Over on the offensive end, “we’ve got to be able to figure out who’s got the hot hand, where can we get the ball?” the coach assessed. “We had a lot of mismatches (against Carolina that) we weren’t able to take advantage of.”

According to ESPN, Notre Dame became the nation’s first No. 1-ranked women’s team in eight years to lose to an unranked club. That ended a streak of 198 wins by No. 1 teams in such matchups.

Over the last 20 years, No. 1-ranked women’s teams have lost to unranked opponents just four times — compared to 63 such outcomes on the men’s side. Baylor (2010-11), Tennessee (2005-06) and Connecticut (2003-04), like the Irish, have been victims once each.

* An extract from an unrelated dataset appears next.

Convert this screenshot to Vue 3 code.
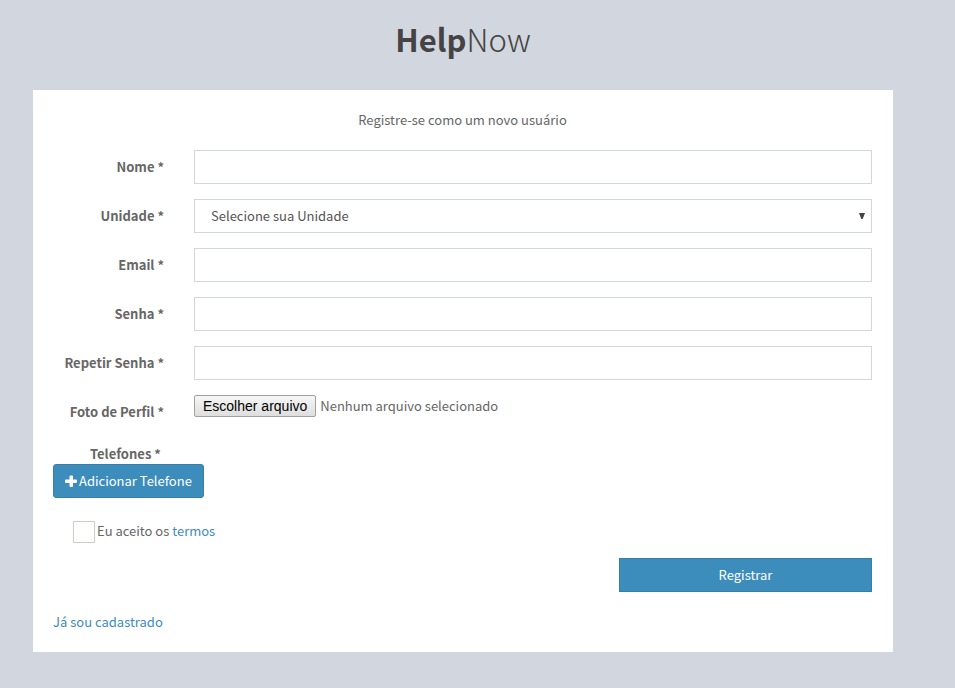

“A lot of things,” Mabrey said of what went wrong in an ND loss that featured 30 points and 10 assists by the Tar Heel senior guard Paris Kea, “but obviously, credit to them. They played a great game. They came ready to play and we didn’t. That’s what it started with.”

“It was tough,” Young said of the trip to Carolina, “to just sit over there and watch.”

Clemson climbing

In the lately surging Tigers, the lately turnover-prone Irish face a group that ranks second in the nation among major-conference programs and eighth overall at 12.3 steals per game.

Clemson has had a full week to prepare for Notre Dame after pushing No. 7 host North Carolina State in its last outing.

The Wolfpack, the nation’s last unbeaten, held on for a 54-51 victory that ended the Tigers’ five-game winning streak.

During that streak, Clemson recorded road wins of 76-67 over then-No. 23 Miami and 57-45 over then-No. 22 Florida State.

“They’ve got a lot of energy,” McGraw said of the Tigers. “They play really hard, really inspired. They play great defense. They’re all about the defense. They trap, they press, they get excited about defense.”

Clemson is in its first season under former Florida coach Amanda Butler after firing Audra Smith last March.

With their 5-2 ACC mark, the Tigers already have matched the number of league wins they compiled while going 5-59 over Smith’s final four seasons.

Clemson was 11-19 overall in 2017-18, 1-15 in the conference.

The Irish, attempting to win at least a share of the ACC regular-season title for the sixth time during their six years in the league, may have no margin for error in a conference race that is jam-packed near the top.

North Carolina State leads at 7-0, while Louisville is 7-1 and Miami 6-1. ND already has beaten the Cardinals, but has road games remaining against both the Wolfpack (Feb. 18) and the Hurricanes (Feb. 7).

“I think we just want to get back out there,” Mabrey said of Thursday’s more immediate goal, “and show what we really can do, and just play better.”

Notre Dame’s Jackie Young (5) looks to pass around Boston College’s Makayla Dickens (10) during a Jan. 20 game in South Bend, Ind.

WOMEN’S BASKETBALL

WHO: No. 5 Notre Dame (19-2, 6-1 ACC) vs. Clemson (14-6, 5-2).

WHERE: Littlejohn Coliseum (9,000), Clemson, S.C.

WHEN: Thursday, 7 p.m.

RADIO: Pulse (103.1 / 96.9 / 92.1 FM).

TV/WEB: ACC Network Extra.

WOMEN’S BASKETBALL

NOTING: Clemson leaders are 6-2 junior post Kobi Thornton (15.6 points, 8.1 rebounds per game), graduate transfer guard Simone Westbrook (14.9 points, 3.7 assists, 3.4 steals), senior guard Danielle Edwards (13.5 points, 3.1 assists, 2.9 steals) and senior swing Aliyah Collier (9.5 points, 6.6 rebounds). Westbrook transferred from Florida and is a cousin of former NFL standout Brian Westbrook. … Irish leaders are Arike Ogunbowale (21.4 points, 3.8 assists, 1.8 steals), Jessica Shepard (15.1 points, 9.7 rebounds, 60 percent on field goals), Jackie Young (14.5 points, 6.7 rebounds, 4.8 assists), Marina Mabrey (13.9 points, 4.3 assists, 38-of-86 on 3s for 44 percent) and Brianna Turner (13.3 points, 7.6 rebounds, 2.4 blocks, 61 percent on field goals). … Turner is 64-of-95 from the field over her last 12 games for 67.4 percent and leads the ACC in league play at 66.1 percent. … Mabrey scored a still career-high 29 points two years ago at Clemson, including 24 in the second half, as ND escaped a major upset with an 84-80 win. … Clemson is averaging just 928 in home attendance despite its overall success and its 10-2 home record. … The Irish haven’t lost two straight games since Nov. 2010. They’ve won 25 straight games on the heels of defeat. … ND is 5-0 all-time against the Tigers.

QUOTING: “I don’t think we’re as low as we were last year. We were at a really low point, but we just need to come back and get better. … Maybe this will be a turning point in the season.” — Marina Mabrey, Notre Dame guard, comparing Sunday’s loss at unranked North Carolina to last season’s 100-69 loss at No. 3 Louisville.